Decimos entonces: Lo grande y lo pequeño, la individualidad y lo colectivo. Si por un lado nos sentimos aislados, por otro lado vemos que la vida, la que viene con mayúscula, es con y gracias a los otros. El mundo entero y el corazón –y el estómago- del último de los hombres en el último rincón del planeta dependen de esta verdad. Y esto da vértigo. Ante todo porque no hay lugar correcto donde establecerse. Carecemos del punto de Arquímedes que nos dé la objetividad necesaria. No es posible no estar equivocado. Caminamos por la cornisa de la contradicción.
¿Qué trabajo, entonces? Digo hoy: Pensar y hacer.
Muchas preguntas que, para la forma discursiva liberal-corriente, la que nos es administrada cada día en abundantes cantidades para que el mundo tal como lo conocemos funcione, se responden con respuestas “morales” y “naturales” , diciendo por ejemplo: siempre fue así, es propio del ser humano. Esto es una trampa. Sabemos que somos el resultado de un proceso temporal que dialoga con una genética y con las condiciones de la naturaleza que nos rodea, pero ante todo somos un colectivo histórico en sus relaciones. Vale la pena pensar la cantidad de cosas que, sentados solos en una isla, carecerían completamente de sentido. Si digo “el dinero” es porque resulta lo más fácil, pero no lo único. Siempre se hace para el otro cuando hacemos para nosotros mismos. Estamos en una red y somos una red, las dos cosas. Si un médico nos atiende en un hospital es porque le pagan por ello. ¿Qué pasaría si renunciase de todas formas, si abandonara el juramento hipocrático? Estamos en una red y formamos una red.

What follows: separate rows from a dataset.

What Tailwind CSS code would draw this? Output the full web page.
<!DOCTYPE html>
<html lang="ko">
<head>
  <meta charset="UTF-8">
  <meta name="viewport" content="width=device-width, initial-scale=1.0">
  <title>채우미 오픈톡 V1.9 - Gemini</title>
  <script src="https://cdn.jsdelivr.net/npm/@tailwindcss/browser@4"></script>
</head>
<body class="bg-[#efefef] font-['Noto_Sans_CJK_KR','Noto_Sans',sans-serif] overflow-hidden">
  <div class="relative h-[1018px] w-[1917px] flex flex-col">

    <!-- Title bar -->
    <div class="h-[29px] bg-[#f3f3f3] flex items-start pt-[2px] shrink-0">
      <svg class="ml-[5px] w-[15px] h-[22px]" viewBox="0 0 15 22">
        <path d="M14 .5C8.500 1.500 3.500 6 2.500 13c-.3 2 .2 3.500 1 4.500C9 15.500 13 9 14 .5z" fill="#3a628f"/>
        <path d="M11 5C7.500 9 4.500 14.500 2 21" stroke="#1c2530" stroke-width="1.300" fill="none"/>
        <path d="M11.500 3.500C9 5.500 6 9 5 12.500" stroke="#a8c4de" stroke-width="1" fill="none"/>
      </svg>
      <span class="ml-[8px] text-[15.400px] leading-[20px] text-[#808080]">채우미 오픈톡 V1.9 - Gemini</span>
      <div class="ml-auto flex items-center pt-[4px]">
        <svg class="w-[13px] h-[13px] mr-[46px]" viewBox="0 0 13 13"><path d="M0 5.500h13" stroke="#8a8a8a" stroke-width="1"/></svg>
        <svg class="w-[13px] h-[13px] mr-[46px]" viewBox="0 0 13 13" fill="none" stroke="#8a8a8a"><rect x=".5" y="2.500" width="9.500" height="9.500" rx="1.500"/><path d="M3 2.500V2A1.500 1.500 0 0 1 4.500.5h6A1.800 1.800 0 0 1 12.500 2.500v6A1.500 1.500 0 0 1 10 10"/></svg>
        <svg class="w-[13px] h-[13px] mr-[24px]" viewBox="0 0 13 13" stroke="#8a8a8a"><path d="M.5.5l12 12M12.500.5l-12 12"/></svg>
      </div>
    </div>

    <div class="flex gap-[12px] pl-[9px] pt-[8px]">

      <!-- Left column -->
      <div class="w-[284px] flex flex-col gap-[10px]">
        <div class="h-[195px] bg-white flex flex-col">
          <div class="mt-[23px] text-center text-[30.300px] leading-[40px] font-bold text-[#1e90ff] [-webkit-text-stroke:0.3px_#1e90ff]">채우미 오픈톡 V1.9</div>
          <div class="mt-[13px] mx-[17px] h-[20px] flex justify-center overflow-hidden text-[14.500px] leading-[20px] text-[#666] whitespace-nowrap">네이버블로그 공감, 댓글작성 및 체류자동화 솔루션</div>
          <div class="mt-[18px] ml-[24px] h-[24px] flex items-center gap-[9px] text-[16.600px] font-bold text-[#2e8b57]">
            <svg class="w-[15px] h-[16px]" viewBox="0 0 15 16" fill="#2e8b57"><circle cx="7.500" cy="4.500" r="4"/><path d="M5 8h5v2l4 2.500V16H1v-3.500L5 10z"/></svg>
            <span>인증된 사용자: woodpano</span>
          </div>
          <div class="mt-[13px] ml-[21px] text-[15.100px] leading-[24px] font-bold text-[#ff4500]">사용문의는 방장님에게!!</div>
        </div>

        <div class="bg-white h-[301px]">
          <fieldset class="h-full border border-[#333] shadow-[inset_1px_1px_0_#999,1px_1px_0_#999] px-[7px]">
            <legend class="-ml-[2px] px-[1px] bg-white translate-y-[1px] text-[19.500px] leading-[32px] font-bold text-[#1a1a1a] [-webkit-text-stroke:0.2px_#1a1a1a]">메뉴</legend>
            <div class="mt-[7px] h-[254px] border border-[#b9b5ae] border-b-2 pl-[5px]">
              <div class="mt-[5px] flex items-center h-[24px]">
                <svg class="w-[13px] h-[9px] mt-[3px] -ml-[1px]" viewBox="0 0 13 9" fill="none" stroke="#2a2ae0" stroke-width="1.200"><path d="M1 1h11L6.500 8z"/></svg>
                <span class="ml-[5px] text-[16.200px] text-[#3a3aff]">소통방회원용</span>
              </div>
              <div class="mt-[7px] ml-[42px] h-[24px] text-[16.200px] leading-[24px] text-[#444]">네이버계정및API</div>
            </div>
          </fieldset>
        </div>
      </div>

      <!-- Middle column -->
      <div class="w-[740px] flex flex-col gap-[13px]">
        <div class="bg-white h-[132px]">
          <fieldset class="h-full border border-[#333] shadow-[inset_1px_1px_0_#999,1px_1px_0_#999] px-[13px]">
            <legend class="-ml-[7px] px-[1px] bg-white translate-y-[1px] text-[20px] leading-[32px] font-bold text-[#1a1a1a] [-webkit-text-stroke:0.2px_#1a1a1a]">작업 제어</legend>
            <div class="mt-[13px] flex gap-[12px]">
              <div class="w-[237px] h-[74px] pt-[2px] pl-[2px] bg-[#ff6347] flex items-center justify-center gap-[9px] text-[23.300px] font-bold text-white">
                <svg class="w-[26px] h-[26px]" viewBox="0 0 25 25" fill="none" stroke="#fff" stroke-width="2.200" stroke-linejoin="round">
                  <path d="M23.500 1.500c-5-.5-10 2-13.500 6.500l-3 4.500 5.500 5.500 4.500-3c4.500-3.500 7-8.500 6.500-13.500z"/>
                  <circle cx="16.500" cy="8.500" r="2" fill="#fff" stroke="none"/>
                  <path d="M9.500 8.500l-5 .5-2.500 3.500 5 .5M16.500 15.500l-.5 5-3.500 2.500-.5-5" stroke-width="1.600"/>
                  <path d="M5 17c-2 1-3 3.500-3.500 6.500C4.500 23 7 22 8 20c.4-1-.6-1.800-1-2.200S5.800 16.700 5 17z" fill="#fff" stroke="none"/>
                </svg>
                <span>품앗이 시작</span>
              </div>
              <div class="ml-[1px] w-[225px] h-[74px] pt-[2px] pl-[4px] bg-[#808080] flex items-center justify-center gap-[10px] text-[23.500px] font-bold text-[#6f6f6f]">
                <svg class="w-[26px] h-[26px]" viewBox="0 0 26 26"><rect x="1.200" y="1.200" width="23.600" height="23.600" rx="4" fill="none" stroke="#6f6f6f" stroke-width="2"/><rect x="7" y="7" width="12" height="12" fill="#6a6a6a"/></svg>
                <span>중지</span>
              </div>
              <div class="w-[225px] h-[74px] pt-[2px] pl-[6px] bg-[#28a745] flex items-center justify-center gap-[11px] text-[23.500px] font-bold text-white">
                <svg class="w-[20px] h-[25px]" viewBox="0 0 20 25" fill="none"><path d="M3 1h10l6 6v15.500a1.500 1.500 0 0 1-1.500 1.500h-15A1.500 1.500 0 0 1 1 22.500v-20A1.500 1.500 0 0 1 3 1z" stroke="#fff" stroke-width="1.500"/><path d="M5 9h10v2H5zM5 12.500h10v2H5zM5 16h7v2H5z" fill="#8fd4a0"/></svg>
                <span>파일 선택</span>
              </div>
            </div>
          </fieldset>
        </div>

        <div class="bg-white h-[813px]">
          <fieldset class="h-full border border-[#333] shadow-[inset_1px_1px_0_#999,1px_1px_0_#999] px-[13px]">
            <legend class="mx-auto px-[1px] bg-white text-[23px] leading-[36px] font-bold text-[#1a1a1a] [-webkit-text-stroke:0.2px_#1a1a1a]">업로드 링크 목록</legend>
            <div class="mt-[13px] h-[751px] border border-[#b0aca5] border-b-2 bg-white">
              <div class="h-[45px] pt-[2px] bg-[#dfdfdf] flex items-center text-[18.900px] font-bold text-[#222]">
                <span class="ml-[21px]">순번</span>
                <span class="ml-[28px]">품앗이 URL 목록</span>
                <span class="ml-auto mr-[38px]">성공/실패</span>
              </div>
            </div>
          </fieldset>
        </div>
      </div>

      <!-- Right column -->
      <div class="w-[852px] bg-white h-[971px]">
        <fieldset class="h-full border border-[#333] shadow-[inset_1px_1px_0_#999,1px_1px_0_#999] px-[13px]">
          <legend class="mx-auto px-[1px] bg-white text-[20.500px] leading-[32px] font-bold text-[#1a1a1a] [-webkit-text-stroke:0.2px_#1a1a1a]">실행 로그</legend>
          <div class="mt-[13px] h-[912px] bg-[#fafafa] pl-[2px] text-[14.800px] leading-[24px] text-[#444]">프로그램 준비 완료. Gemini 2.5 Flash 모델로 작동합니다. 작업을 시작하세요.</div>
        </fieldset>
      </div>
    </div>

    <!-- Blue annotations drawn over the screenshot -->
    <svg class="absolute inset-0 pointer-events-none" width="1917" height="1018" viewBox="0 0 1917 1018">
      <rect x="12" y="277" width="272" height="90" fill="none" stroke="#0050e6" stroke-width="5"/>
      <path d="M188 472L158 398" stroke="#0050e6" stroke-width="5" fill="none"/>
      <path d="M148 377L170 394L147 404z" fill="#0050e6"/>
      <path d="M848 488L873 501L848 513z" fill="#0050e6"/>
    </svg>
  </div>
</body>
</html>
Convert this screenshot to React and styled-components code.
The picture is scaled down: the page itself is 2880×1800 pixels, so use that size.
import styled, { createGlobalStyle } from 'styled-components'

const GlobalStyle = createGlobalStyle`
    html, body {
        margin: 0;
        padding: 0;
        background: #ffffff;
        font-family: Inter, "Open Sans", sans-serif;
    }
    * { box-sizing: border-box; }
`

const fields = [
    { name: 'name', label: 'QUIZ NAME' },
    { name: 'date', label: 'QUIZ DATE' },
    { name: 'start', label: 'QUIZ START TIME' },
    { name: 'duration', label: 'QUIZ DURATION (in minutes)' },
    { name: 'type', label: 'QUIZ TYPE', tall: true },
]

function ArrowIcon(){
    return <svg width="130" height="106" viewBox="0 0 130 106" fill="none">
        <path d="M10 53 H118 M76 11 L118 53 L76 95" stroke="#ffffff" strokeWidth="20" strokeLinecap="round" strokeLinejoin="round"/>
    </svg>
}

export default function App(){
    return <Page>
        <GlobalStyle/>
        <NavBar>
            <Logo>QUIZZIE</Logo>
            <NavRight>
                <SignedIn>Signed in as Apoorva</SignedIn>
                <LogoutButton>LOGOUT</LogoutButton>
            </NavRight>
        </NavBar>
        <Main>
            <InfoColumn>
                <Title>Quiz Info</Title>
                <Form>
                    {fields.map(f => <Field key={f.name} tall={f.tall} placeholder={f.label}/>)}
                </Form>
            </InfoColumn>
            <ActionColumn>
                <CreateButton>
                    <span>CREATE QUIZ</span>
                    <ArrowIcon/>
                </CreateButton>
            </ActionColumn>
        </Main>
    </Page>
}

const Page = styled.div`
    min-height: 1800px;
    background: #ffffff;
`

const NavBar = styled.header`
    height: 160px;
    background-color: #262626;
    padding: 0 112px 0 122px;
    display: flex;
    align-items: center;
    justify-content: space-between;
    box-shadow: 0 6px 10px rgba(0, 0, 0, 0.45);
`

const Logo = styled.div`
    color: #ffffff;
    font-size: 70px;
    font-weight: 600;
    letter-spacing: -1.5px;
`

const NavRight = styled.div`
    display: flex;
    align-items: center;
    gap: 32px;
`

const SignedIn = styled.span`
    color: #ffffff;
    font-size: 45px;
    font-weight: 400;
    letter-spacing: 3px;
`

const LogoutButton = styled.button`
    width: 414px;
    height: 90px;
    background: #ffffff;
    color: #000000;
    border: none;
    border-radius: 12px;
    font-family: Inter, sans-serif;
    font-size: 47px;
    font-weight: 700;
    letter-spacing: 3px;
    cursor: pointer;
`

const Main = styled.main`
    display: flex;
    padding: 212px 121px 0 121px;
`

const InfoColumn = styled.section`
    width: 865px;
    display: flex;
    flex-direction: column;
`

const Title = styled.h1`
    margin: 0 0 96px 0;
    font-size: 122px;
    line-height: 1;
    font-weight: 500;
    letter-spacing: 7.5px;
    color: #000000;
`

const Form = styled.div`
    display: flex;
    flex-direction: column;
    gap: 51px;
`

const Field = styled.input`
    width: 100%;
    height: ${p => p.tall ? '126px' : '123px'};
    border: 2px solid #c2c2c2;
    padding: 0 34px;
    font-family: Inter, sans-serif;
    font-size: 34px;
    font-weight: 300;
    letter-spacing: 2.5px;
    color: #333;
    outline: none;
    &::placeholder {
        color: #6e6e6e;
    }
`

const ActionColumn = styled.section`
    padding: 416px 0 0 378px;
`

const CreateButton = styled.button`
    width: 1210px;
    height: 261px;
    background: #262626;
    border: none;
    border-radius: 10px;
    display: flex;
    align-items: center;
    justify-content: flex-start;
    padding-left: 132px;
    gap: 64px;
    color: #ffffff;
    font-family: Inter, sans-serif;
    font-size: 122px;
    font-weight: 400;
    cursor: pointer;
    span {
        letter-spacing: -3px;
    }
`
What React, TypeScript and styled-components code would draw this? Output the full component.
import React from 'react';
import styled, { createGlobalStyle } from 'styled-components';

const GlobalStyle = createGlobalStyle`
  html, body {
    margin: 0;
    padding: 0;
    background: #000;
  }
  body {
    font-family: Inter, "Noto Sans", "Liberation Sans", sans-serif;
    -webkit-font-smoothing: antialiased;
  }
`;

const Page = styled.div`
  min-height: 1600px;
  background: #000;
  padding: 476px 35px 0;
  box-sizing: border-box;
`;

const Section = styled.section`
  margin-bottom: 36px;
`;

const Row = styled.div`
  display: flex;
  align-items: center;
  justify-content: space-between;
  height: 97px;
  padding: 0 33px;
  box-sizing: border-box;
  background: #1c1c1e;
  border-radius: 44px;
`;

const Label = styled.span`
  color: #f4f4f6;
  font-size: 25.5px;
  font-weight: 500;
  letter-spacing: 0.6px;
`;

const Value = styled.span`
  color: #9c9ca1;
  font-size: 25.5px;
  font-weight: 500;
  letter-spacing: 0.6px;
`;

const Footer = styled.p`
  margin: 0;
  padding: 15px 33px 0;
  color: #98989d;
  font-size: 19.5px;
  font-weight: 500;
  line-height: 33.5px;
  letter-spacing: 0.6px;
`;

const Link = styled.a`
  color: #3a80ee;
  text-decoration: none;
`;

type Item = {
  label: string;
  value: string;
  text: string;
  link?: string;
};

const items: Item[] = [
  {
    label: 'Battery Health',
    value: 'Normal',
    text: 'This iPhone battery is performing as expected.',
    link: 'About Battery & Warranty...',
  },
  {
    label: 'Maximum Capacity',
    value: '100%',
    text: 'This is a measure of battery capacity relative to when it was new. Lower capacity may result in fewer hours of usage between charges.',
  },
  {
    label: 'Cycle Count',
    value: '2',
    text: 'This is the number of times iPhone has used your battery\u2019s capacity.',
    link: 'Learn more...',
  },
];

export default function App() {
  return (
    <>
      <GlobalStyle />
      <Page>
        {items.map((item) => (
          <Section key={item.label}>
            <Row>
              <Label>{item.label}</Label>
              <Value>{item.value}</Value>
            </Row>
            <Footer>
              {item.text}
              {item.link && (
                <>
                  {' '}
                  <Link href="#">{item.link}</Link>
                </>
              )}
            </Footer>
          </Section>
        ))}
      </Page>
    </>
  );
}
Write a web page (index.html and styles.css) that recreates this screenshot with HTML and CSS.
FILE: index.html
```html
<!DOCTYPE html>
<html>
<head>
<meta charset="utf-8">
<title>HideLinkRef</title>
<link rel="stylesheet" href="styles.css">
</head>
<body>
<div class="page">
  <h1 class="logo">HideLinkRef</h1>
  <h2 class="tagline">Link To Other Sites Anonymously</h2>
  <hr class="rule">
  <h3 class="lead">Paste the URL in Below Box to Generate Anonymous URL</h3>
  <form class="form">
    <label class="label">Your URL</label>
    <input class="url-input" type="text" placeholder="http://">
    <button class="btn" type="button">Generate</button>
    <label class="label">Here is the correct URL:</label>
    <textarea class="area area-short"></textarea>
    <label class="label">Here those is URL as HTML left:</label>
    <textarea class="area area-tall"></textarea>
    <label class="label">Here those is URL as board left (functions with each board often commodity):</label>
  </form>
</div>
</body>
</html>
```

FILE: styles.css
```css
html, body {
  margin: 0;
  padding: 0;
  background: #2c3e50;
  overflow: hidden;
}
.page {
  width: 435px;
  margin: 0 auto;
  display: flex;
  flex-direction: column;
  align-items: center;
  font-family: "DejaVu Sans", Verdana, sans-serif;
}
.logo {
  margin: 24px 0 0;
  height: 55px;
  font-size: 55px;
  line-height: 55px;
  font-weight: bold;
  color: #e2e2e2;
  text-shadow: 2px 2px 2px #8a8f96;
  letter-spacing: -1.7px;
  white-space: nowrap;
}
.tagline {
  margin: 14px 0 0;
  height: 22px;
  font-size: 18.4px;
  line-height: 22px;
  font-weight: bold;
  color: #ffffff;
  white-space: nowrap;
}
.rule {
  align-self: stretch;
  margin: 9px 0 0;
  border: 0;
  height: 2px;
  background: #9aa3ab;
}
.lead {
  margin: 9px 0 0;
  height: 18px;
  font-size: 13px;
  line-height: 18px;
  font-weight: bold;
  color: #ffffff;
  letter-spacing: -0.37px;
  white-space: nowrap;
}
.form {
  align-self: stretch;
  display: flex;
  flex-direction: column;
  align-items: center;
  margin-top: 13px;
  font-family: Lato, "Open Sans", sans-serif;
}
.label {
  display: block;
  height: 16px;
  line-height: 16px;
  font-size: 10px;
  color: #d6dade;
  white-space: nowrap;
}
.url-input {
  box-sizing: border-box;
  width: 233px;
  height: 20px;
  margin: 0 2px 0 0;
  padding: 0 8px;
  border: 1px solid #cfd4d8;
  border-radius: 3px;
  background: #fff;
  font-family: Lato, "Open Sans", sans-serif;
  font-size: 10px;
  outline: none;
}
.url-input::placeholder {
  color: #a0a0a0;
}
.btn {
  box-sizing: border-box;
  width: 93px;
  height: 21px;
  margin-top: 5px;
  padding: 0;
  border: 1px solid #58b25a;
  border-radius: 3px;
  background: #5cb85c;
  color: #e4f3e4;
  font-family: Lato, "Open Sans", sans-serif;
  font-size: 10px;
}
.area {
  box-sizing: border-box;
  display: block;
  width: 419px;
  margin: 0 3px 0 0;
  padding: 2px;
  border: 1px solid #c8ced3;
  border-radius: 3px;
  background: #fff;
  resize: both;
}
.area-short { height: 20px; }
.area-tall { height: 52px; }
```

Esa red cobra una forma bien palpable en el Estado, con su costado positivo y en su costado restrictivo –por eso tantas voces se han alzado mentando las libertades, desde los isleños del yo, los Robinson, tanto como de los denunciadores de la biopolítica. Condenamos lo global con su ilusión de igualdad, pero hemos cantado loas al internacionalismo. Lo que nos conecta es al mismo tiempo lo que nos vigila, pensemos en la lógica de Internet. La naturaleza que admiramos al viajar es la misma que destruimos al llegar hasta su última hoja verde. No comemos más que a costa de los otros. La suspensión del consumismo compensatorio nos hace creer que terminará el mundo del capital, pero otras cosas hemos aprendido a consumir en estos tiempos de pandemia. Se cultiva el cálculo y se vive del misticismo.
Una vez más la certeza: No hay lugar donde pararse y estar en lo correcto. Si se dice la vida, se la acusa de ser una mera vida corporal; si se dice el espíritu, se recubre con bellezas morales e interiores lo que es pura materia, nuestro yo con los otros, en los cuerpos y en las voluntades.
¿Pero tanto ha cambiado todo que hasta ni siquiera se puede hablar?
Hay que ir hasta el fondo de las palabras. Si decimos libertad, mirarla con lupa. Si decimos verdad, revisar bajo el ruedo de su vestido. Si decimos cambio, entender las fuerzas que lo dominan. Una y otra vez.
Esa la cornisa. Ojalá se encendiera la chispa del trabajo del cambio con mayúscula. Hay que pensar con la chispa y hurgar en la palabra. Hay que perder el miedo y al mismo tiempo abrazarlo. Pero ese fuego es arduo, y hace falta coraje y desesperación para caminar sobre sus llamas.